Ma che cosa è la vita di un giornalista che non corre mai un rischio?
***
Ricordate Don Camillo?, il pretone tradizionalista e ruvido, e il suo amico altrettanto ruvido,il sindaco comunista Peppone?, i due personaggi inventati nel dopoguerra dal giornalista scrittore Giovannino Guareschi? Ve lo chiedo perché è a Don Camillo che ho telefonato per avere notizie su Giorgio.
“Come sta Peppone?”
“Ha patteggiato con San Pietro per il suo ingresso in Paradiso, anche se l’inizio non è stato incoraggiante.”
“Cos’è successo?”
E Don Camillo mi ha riportato il dialogo:
“Nome, cognome, stato di servizio.”
“Giorgio Pisano, cronista.”
“Non sia reticente.”
“Mi considero prigioniero di guerra, secondo la convenzione ecumenica tra laici e credenti sono tenuto a declinare solo le mie generalità … “
Poi Don Camillo ha aggiunto:
“A questo punto la Direzione Generale lo ha affidato a Giobbe, notoriamente meno impulsivo di San Pietro”.
“Tutto bene ora?”
“Bah … sì … a parte il fatto che ogni tanto si guarda intorno e chiede dov’è il trucco, e che si è messo subito a scrivere pretendendo di svolgere un’inchiesta sullo sfruttamento del lavoro minorile dei chierichetti.”
“Nient’altro?”
“Ha in programma un nuvolone intero sulle vicende delle famiglie di profughi in fuga per non rischiare di essere uccisi, e vorrebbe intervistare San Giuseppe sulla sua esperienza”.
“Cose risolvibili.”
“Può darsi, il problema serio è che il processo di patteggiamento sarà comunque lungo.”

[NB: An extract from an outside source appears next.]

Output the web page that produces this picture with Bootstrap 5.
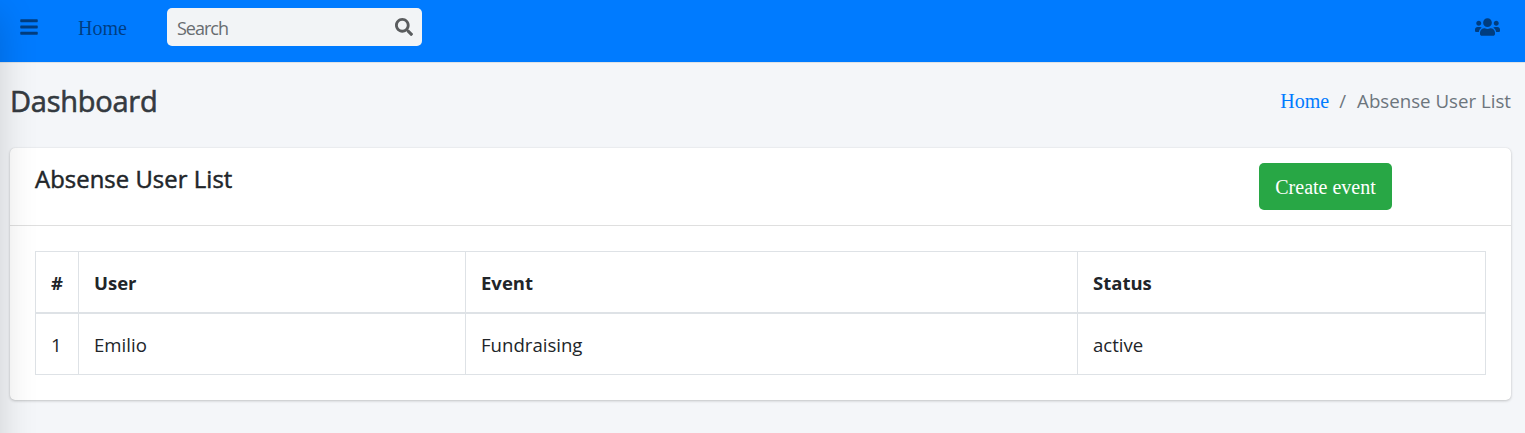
<!DOCTYPE html>
<html lang="en">
<head>
<meta charset="utf-8">
<meta name="viewport" content="width=device-width, initial-scale=1">
<title>Absense User List</title>
<link rel="stylesheet" href="https://cdn.jsdelivr.net/npm/bootstrap@5.3.0/dist/css/bootstrap.min.css">
<style>
body{font-family:"Segoe UI","Open Sans",sans-serif;font-size:18.6px;line-height:30px;color:#212529;background:#f4f6f9;height:433px;overflow:hidden}
.serif-text{font-family:"Liberation Serif",serif;font-size:20px;letter-spacing:0}
.top-bar{height:63px;background:#007bff;border-bottom:1px solid #dee2e6;padding:8px 25px 0 20px}
.top-bar svg,.top-bar a{fill:rgba(0,0,0,.5);color:rgba(0,0,0,.5)}
.top-bar .tool-row{height:38px}
.home-link{margin-left:40px;width:49px;line-height:38px;padding-top:1px}
.search-box{width:255px;height:38px;margin-left:40px;background:#f2f4f6;border-radius:5px;padding:0 9px 0 10px}
.search-box input{font-family:"Segoe UI","Open Sans",sans-serif;font-weight:400;font-size:18px;letter-spacing:-1px;width:180px;height:38px;color:#495057;padding:2px 0 0}
.search-box input::placeholder{color:#686c70;opacity:1}
.search-box svg{fill:#5a5c5e}
.title-row{height:85px;padding:0 14px 0 10px}
.page-title{font-size:29px;font-weight:500;color:#343a40;line-height:36px;letter-spacing:-.25px;-webkit-text-stroke:.6px #343a40;margin:-9px 0 0}
.crumbs{margin-top:-9px;color:#6c757d;line-height:30px}
.crumbs a{color:#007bff}
.crumb-sep{padding:0 11px 0 10px}
.crumb-now{font-size:18.7px}
.main-card{margin:0 14px 0 10px;height:252px;border:0;border-radius:5px;box-shadow:0 0 1px rgba(0,0,0,.125),0 1px 3px rgba(0,0,0,.2)}
.main-card .card-header{height:78px;background:transparent;border-bottom:1px solid rgba(0,0,0,.125);padding:15px 119px 0 25px}
.list-title{font-size:23.8px;font-weight:500;line-height:32px;letter-spacing:.08px;-webkit-text-stroke:.5px #212529;margin:0}
.btn-create{width:133px;height:47px;background:#28a745;color:#fff;border:0;border-radius:5px;padding:1px 0 0;line-height:47px}
.main-card .card-body{padding:25px 25px 0}
.data-table{table-layout:fixed;width:1451px;border-collapse:collapse;margin:0;color:#212529}
.data-table th,.data-table td{border:1px solid #dee2e6;padding:2px 15px 0;vertical-align:middle;height:62px;line-height:30px;background:transparent;box-shadow:none}
.data-table thead th{border-bottom-width:2px;height:61px;font-weight:700;padding-top:2px;font-size:18.5px}
.edge-panel{position:fixed;left:-250px;top:0;width:250px;height:200vh;box-shadow:0 14px 36px rgba(0,0,0,.16);z-index:1038}
</style>
</head>
<body>
<aside class="edge-panel"></aside>
<nav class="top-bar">
  <div class="tool-row d-flex align-items-center">
    <a href="#" class="d-flex" aria-label="Menu"><svg width="18" height="20" viewBox="0 0 448 512"><path d="M16 132h416c8.8 0 16-7.200 16-16V76c0-8.800-7.200-16-16-16H16C7.200 60 0 67.200 0 76v40c0 8.800 7.200 16 16 16zm0 160h416c8.800 0 16-7.200 16-16v-40c0-8.800-7.200-16-16-16H16c-8.800 0-16 7.200-16 16v40c0 8.800 7.200 16 16 16zm0 160h416c8.800 0 16-7.200 16-16v-40c0-8.800-7.200-16-16-16H16c-8.800 0-16 7.200-16 16v40c0 8.800 7.200 16 16 16z"/></svg></a>
    <a href="#" class="home-link serif-text text-decoration-none">Home</a>
    <form class="search-box d-flex align-items-center justify-content-between">
      <input type="search" class="border-0 bg-transparent" placeholder="Search" aria-label="Search">
      <svg width="18" height="18" viewBox="0 0 512 512"><path d="M505 442.700L405.300 343c-4.500-4.500-10.600-7-17-7H372c27.600-35.300 44-79.700 44-128C416 93.100 322.900 0 208 0S0 93.100 0 208s93.100 208 208 208c48.300 0 92.700-16.400 128-44v16.300c0 6.400 2.500 12.500 7 17l99.700 99.700c9.400 9.400 24.600 9.400 33.900 0l28.300-28.300c9.400-9.400 9.400-24.600.1-34zM208 336c-70.700 0-128-57.200-128-128 0-70.700 57.200-128 128-128 70.700 0 128 57.200 128 128 0 70.700-57.200 128-128 128z"/></svg>
    </form>
    <a href="#" class="ms-auto d-flex" aria-label="Users"><svg width="25" height="20" viewBox="0 0 640 512"><path d="M96 224c35.300 0 64-28.700 64-64s-28.700-64-64-64-64 28.700-64 64 28.700 64 64 64zm448 0c35.300 0 64-28.700 64-64s-28.700-64-64-64-64 28.700-64 64 28.700 64 64 64zm32 32h-64c-17.600 0-33.500 7.100-45.100 18.600 40.300 22.100 68.900 62 75.100 109.400h66c17.700 0 32-14.300 32-32v-32c0-35.300-28.700-64-64-64zm-256 0c61.900 0 112-50.100 112-112S381.900 32 320 32 208 82.100 208 144s50.100 112 112 112zm76.800 32h-8.300c-20.800 10-43.900 16-68.500 16s-47.600-6-68.500-16h-8.300C179.600 288 128 339.600 128 403.200V432c0 26.500 21.500 48 48 48h288c26.500 0 48-21.500 48-48v-28.800c0-63.600-51.600-115.200-115.200-115.200zm-223.700-13.400C161.500 263.100 145.600 256 128 256H64c-35.300 0-64 28.700-64 64v32c0 17.700 14.300 32 32 32h65.900c6.300-47.400 34.900-87.300 75.200-109.400z"/></svg></a>
  </div>
</nav>
<main>
  <header class="title-row d-flex align-items-center justify-content-between">
    <h1 class="page-title">Dashboard</h1>
    <div class="crumbs d-flex"><a href="#" class="serif-text text-decoration-none">Home</a><span class="crumb-sep">/</span><span class="crumb-now">Absense User List</span></div>
  </header>
  <section class="card main-card">
    <div class="card-header d-flex justify-content-between align-items-start">
      <h2 class="list-title">Absense User List</h2>
      <a href="#" class="btn btn-create serif-text">Create event</a>
    </div>
    <div class="card-body">
      <table class="data-table">
        <colgroup><col style="width:43px"><col style="width:387px"><col style="width:612px"><col></colgroup>
        <thead><tr><th>#</th><th>User</th><th>Event</th><th>Status</th></tr></thead>
        <tbody><tr><td>1</td><td>Emilio</td><td>Fundraising</td><td>active</td></tr></tbody>
      </table>
    </div>
  </section>
</main>
<script src="https://cdn.jsdelivr.net/npm/bootstrap@5.3.0/dist/js/bootstrap.bundle.min.js"></script>
</body>
</html>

“Che ha fatto di così grave sulla Terra?’”
“Non risulta ancora nulla di veramente grave, solo che alle risposte che dà ai giudici intercala battute e quelli si mettono a ridere, così bisogna ricominciare continuamente daccapo.”
“Succedeva la stessa cosa leggendo i suoi articoli; la domenica era festa perché il suo pezzo laico affiancava i rintocchi religiosi delle campane”.
“D’accordo, ma qui ci sono ancora tanti processi arretrati da celebrare.”
“Anche lì? Cos’è questo tuonare continuo?”
“E’ il tuo vicedirettore che durante le pause del processo discute e bisticcia con Montanelli.”
“Chi vince?”
“Il giornalismo.”
Da fonti certe apprendo che Giorgio Pisano dopo aver letto i pezzi su di lui, incluso questo, ha commentato con la consueta smorfia sardonica: “Che carini.”